◆ **Exercise instructions**
Using the data below, gather each line that includes the word "this".

◆ **Records to use**
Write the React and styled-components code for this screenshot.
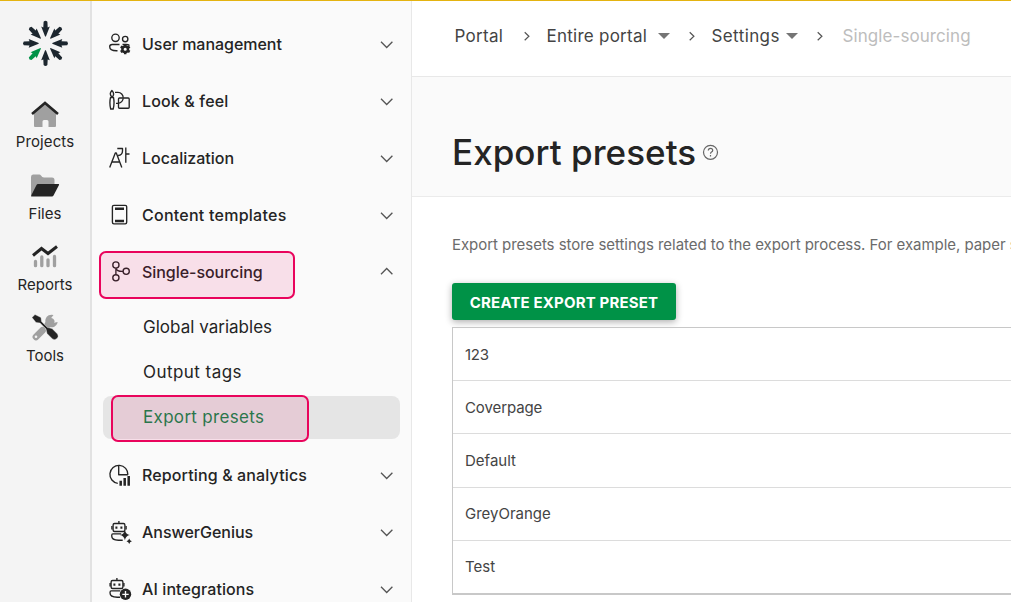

--

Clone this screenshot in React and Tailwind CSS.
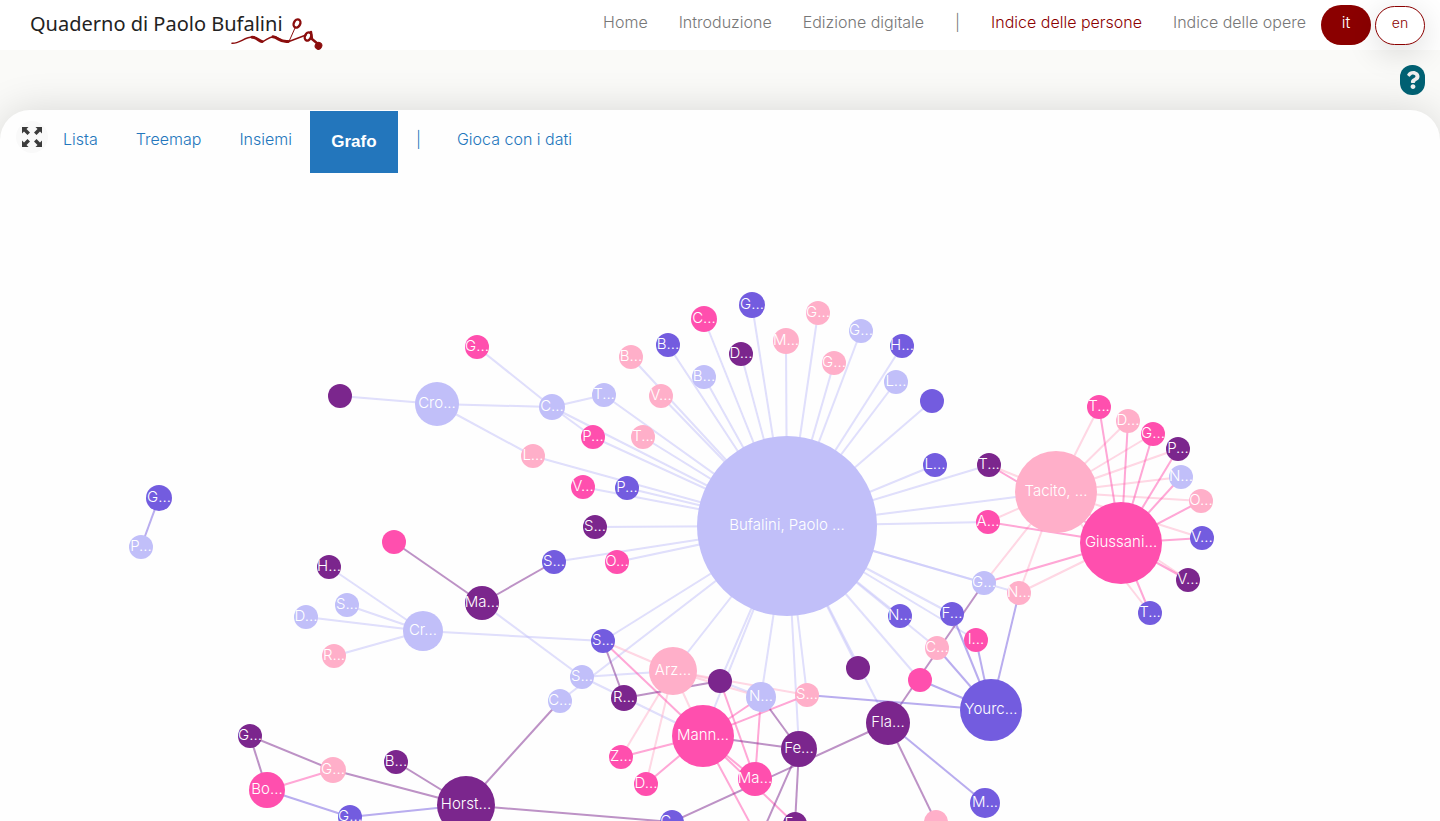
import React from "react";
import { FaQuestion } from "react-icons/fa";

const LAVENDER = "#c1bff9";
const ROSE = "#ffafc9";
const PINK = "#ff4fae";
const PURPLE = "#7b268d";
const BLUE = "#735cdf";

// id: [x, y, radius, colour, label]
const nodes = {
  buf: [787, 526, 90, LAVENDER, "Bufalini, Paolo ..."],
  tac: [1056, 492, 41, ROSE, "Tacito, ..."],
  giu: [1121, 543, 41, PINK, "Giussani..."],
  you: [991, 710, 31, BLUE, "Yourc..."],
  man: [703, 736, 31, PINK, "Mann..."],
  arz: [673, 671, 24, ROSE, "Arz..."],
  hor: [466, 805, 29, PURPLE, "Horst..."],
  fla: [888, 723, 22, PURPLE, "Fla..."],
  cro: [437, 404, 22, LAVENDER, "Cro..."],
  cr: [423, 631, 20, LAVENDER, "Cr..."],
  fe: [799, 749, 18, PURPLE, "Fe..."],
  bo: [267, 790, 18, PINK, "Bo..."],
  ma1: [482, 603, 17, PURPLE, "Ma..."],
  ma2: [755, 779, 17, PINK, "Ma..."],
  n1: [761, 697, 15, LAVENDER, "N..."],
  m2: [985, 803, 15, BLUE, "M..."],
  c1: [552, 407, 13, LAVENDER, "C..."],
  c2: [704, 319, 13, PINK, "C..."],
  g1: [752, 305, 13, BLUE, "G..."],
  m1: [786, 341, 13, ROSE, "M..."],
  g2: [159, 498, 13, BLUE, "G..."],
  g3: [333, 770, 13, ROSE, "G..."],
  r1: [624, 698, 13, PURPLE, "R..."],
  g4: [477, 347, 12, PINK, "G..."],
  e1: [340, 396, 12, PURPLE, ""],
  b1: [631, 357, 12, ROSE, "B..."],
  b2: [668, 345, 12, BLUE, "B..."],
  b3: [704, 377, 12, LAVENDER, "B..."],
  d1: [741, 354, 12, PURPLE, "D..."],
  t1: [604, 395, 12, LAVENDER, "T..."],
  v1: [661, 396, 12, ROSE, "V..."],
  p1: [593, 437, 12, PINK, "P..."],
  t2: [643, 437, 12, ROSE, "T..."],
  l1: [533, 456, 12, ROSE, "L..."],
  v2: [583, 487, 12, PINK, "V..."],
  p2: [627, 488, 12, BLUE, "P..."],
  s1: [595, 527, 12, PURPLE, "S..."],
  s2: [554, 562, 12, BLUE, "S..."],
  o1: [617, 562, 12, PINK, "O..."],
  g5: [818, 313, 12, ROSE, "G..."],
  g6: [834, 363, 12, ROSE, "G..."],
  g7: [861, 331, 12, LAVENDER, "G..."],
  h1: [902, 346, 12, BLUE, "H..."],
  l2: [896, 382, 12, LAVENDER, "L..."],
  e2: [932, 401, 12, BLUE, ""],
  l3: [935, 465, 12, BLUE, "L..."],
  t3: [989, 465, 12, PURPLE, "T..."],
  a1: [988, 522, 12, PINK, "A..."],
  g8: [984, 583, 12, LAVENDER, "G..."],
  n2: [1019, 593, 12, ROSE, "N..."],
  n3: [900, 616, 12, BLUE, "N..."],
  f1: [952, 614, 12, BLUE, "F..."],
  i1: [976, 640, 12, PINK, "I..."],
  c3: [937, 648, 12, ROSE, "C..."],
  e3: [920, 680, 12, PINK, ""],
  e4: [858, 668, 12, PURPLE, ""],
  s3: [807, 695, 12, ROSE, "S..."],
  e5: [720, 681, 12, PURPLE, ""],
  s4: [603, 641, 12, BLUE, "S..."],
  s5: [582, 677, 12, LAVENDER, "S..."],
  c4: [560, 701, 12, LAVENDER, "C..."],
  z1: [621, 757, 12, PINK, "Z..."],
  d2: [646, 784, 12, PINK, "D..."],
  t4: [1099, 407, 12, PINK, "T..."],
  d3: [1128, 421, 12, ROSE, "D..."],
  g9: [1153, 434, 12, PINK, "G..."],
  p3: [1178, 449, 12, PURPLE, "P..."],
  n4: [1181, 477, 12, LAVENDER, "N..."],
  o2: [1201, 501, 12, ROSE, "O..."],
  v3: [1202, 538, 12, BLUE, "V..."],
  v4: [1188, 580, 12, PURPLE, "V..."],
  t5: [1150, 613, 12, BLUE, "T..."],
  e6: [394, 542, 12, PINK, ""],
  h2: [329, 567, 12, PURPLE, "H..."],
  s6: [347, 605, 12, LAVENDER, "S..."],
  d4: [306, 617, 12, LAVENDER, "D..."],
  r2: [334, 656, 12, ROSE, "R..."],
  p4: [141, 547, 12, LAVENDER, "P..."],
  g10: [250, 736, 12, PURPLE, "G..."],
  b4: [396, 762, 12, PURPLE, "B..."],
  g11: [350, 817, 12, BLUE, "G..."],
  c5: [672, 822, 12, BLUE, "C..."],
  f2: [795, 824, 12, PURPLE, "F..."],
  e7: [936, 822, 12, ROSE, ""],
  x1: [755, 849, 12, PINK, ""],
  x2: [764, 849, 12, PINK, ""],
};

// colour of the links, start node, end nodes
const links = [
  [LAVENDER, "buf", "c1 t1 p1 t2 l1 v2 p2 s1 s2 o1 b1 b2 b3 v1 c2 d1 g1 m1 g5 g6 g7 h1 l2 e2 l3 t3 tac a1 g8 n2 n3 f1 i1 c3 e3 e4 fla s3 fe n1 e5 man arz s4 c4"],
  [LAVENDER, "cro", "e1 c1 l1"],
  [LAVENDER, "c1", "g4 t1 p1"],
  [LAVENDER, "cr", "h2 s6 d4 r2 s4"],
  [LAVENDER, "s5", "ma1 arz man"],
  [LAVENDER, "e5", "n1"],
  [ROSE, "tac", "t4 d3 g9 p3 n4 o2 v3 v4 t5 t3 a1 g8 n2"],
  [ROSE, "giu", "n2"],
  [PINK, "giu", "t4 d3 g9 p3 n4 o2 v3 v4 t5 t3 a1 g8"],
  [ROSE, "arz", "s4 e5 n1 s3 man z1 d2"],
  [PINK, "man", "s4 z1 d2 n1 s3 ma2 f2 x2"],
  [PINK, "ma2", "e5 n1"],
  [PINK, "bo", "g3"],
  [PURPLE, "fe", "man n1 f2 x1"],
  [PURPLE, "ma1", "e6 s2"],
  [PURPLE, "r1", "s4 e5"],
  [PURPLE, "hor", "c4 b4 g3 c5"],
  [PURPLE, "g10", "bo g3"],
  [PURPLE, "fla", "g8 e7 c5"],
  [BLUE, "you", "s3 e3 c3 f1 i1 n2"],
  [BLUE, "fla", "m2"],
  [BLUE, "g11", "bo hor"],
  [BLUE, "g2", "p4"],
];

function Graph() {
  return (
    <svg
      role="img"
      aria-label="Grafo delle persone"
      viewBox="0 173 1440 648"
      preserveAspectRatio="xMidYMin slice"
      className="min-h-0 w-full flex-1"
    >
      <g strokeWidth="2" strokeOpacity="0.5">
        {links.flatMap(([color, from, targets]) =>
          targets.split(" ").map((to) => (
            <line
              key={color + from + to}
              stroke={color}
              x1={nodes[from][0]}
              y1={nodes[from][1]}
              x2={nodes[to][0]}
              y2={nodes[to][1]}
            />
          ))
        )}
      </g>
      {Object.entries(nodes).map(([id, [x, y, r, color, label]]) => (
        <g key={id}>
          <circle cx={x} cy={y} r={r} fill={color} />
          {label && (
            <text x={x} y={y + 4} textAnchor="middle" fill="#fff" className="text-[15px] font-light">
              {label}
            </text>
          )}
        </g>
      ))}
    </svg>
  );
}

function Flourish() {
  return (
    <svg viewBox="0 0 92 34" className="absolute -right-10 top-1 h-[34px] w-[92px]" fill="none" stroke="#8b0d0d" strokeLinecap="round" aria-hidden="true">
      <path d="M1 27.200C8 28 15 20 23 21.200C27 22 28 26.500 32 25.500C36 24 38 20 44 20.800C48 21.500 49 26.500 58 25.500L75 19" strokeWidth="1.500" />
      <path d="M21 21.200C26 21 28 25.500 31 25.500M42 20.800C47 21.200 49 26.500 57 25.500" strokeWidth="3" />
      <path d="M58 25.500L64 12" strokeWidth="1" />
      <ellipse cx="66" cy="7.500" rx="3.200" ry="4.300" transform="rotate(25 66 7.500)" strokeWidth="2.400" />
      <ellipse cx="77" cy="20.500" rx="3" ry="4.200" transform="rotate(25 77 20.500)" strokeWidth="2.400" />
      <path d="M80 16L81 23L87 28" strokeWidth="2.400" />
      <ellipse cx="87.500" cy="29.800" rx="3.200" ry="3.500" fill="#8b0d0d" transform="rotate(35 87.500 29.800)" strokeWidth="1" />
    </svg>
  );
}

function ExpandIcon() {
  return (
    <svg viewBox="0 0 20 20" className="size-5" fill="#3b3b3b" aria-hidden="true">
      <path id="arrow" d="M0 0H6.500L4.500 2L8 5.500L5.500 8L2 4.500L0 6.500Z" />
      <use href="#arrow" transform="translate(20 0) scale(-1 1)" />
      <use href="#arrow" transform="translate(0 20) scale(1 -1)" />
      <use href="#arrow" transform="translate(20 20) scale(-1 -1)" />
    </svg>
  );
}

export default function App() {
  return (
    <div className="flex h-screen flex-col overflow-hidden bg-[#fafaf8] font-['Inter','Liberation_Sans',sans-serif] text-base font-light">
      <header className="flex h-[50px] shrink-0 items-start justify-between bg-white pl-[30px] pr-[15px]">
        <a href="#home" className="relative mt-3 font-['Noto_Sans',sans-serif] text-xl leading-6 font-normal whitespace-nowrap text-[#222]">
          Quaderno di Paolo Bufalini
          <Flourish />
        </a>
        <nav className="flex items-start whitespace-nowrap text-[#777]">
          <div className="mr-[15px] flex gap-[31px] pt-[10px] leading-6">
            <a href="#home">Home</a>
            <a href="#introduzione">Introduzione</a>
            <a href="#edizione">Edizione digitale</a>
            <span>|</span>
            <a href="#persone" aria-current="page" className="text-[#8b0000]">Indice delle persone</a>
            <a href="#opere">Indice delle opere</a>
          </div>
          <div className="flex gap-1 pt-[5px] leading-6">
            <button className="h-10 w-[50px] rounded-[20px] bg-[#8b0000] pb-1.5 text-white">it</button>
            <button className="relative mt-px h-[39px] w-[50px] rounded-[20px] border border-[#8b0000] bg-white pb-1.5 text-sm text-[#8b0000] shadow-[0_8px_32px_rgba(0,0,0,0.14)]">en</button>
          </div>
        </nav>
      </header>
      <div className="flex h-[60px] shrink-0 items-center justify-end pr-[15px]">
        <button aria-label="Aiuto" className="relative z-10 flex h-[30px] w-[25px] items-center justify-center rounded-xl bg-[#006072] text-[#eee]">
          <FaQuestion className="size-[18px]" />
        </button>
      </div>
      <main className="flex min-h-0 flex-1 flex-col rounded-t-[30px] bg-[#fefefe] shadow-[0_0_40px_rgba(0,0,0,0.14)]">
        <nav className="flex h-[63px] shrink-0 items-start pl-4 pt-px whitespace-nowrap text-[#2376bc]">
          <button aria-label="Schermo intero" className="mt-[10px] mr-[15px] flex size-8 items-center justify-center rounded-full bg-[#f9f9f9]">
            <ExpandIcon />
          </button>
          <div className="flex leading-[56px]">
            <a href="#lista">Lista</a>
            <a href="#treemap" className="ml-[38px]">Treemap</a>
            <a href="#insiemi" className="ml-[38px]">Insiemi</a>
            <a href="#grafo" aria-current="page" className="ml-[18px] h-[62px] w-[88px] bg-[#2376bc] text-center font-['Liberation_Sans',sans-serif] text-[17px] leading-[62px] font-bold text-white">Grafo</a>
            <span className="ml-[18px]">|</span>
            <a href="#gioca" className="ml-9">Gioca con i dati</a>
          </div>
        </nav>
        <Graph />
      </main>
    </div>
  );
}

◆ **Task response**
Write the React and styled-components code for this screenshot.
Clone this screenshot in React and Tailwind CSS.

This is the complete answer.